Saved entries:
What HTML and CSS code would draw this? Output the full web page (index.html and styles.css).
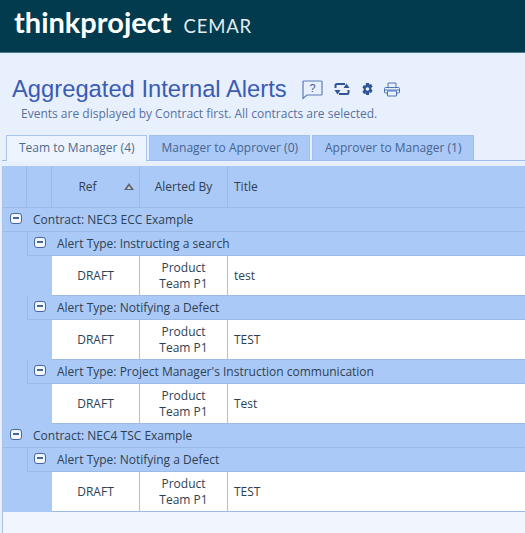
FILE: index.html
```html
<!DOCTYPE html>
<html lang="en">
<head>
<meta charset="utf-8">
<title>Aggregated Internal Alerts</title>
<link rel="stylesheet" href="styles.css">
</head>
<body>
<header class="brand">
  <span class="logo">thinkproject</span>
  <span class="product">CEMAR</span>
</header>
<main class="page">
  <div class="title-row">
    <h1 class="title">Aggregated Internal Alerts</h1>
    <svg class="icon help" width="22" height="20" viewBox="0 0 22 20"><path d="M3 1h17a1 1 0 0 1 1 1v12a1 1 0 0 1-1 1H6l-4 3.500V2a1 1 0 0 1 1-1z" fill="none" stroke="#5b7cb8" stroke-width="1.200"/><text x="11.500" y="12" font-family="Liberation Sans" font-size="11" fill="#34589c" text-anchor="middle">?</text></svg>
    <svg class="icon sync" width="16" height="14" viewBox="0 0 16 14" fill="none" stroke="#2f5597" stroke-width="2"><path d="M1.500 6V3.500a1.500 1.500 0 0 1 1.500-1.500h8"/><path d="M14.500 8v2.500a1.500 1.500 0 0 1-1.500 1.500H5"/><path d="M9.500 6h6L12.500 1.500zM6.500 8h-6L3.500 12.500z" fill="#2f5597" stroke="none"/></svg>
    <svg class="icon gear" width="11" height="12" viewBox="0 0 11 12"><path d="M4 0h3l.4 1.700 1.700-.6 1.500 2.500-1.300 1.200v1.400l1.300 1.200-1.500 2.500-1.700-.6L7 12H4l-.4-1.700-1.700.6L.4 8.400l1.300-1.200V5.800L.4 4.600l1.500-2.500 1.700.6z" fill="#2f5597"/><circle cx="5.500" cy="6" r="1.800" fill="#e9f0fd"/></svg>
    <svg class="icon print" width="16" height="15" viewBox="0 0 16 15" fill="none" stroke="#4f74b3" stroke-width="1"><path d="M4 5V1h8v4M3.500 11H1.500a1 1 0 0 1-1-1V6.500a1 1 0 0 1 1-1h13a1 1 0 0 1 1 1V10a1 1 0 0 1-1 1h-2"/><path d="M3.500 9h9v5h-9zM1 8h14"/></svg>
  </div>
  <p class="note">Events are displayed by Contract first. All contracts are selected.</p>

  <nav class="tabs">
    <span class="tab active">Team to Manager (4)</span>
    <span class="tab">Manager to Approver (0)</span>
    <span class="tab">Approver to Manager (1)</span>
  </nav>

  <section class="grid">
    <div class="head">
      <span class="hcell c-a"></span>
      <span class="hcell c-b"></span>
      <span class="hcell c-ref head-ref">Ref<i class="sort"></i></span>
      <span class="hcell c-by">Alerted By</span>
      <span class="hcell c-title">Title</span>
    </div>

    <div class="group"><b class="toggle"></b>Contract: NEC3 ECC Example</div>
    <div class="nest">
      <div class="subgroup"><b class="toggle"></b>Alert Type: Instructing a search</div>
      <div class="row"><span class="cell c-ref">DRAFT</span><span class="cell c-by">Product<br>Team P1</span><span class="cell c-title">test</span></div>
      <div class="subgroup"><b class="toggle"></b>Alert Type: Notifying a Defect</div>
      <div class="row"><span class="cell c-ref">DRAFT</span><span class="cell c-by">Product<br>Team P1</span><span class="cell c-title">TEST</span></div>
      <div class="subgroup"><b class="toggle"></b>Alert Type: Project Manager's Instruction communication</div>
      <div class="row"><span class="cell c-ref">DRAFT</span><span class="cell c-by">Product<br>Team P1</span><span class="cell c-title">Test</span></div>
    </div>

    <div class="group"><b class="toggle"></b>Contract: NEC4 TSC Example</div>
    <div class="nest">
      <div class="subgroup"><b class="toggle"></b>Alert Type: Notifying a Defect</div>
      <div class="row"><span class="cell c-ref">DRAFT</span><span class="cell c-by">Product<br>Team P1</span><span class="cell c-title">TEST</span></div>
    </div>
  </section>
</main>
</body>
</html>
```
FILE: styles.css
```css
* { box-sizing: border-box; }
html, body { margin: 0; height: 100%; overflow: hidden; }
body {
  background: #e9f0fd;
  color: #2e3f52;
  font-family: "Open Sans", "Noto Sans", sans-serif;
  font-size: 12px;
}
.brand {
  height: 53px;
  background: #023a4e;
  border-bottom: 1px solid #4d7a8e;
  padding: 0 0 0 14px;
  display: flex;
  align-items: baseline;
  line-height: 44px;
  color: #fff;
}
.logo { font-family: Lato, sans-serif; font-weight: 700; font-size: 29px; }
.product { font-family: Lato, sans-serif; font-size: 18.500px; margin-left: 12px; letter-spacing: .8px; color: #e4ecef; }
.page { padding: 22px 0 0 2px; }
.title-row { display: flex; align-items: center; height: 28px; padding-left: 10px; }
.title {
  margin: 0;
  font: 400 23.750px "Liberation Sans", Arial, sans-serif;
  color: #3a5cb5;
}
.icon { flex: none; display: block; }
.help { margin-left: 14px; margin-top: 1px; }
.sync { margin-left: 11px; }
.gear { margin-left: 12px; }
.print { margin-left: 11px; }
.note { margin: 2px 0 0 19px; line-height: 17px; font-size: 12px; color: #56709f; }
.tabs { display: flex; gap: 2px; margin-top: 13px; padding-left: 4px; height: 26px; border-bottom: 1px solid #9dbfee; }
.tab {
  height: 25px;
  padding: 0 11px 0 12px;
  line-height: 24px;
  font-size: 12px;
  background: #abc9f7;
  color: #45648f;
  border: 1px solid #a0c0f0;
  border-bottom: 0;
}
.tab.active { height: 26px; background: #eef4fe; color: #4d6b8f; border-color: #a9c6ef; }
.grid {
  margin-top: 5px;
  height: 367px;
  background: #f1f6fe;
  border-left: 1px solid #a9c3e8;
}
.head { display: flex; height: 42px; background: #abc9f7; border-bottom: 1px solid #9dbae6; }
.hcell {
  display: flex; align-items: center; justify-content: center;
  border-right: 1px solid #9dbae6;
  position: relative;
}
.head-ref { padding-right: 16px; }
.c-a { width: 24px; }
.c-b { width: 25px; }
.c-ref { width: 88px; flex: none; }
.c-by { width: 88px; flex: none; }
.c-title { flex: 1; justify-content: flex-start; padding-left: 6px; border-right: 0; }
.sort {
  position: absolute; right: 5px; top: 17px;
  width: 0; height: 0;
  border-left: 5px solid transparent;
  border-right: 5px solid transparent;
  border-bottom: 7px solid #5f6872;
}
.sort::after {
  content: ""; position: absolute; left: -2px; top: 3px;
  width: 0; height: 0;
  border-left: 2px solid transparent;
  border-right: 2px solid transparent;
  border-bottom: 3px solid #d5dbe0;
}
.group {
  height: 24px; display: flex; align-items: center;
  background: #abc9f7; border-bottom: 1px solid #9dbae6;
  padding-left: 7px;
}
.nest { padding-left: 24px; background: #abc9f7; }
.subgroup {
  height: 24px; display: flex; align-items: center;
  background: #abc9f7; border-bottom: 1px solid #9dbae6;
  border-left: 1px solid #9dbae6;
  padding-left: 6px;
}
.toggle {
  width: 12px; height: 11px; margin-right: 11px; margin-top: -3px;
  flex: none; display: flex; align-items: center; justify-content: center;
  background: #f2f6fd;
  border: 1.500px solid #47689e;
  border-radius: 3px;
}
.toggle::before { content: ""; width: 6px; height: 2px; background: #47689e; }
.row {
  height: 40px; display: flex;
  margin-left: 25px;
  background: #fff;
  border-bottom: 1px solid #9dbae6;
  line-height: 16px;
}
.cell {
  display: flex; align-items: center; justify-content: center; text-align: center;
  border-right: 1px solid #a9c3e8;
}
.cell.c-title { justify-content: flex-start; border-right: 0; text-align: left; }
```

...

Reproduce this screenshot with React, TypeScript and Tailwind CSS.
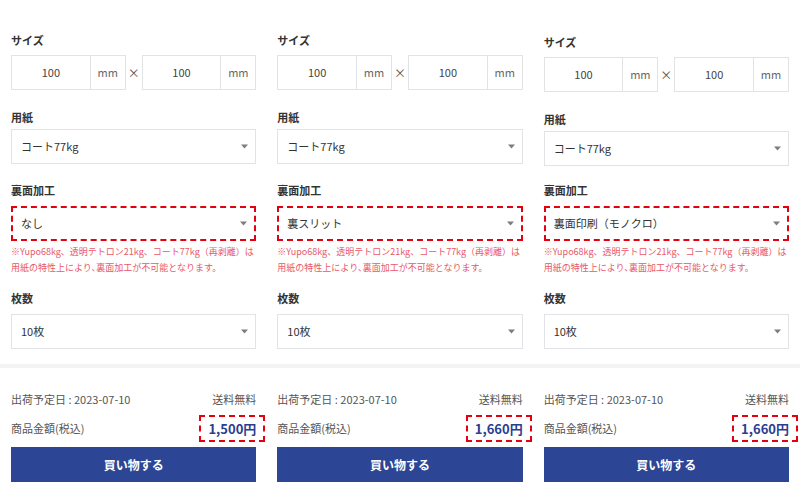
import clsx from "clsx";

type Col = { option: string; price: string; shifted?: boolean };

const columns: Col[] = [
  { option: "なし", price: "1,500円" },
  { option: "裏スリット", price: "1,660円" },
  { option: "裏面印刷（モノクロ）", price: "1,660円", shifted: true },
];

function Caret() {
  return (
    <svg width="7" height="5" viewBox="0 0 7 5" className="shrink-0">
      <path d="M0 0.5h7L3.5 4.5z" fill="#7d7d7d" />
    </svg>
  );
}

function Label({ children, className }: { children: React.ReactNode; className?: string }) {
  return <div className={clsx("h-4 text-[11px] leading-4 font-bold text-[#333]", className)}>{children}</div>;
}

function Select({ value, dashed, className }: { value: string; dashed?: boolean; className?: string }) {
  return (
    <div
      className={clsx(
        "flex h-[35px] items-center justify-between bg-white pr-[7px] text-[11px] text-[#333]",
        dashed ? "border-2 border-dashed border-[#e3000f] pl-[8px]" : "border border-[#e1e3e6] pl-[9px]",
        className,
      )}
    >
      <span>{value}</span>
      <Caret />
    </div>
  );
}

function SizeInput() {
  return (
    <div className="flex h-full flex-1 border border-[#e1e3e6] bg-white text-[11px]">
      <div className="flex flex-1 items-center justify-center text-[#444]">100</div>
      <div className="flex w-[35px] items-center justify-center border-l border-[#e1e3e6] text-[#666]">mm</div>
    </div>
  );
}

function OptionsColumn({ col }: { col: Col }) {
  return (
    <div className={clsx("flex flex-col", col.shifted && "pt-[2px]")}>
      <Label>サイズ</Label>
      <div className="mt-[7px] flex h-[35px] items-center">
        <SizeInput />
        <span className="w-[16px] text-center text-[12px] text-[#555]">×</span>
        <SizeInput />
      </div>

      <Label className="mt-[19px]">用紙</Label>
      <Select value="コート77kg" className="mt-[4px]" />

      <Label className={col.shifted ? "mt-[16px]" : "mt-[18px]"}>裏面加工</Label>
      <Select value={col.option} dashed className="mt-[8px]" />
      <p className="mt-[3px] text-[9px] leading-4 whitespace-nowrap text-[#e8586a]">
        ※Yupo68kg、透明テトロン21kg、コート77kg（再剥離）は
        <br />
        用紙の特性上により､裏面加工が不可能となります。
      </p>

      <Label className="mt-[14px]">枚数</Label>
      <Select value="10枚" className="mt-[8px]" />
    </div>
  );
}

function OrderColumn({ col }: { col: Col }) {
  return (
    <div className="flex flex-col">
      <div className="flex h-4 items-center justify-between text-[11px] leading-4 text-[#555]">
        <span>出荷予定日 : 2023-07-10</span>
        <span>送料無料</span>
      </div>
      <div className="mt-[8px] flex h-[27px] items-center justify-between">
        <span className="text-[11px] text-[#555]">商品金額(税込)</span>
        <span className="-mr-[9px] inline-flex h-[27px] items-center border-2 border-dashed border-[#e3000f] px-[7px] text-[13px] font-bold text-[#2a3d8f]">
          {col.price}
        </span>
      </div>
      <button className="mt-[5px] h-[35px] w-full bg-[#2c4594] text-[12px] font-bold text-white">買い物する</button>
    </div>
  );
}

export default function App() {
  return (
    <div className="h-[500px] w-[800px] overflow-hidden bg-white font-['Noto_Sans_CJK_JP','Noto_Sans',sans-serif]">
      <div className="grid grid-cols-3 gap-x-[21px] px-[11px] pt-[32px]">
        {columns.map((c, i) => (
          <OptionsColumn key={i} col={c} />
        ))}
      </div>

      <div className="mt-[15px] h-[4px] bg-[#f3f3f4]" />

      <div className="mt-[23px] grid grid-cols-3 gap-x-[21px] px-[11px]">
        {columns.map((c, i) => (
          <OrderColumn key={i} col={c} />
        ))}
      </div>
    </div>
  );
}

SHORT EXERCISE: Find how many lines in the material hold the word "React" and state that number alone.

FINAL RESULT: 2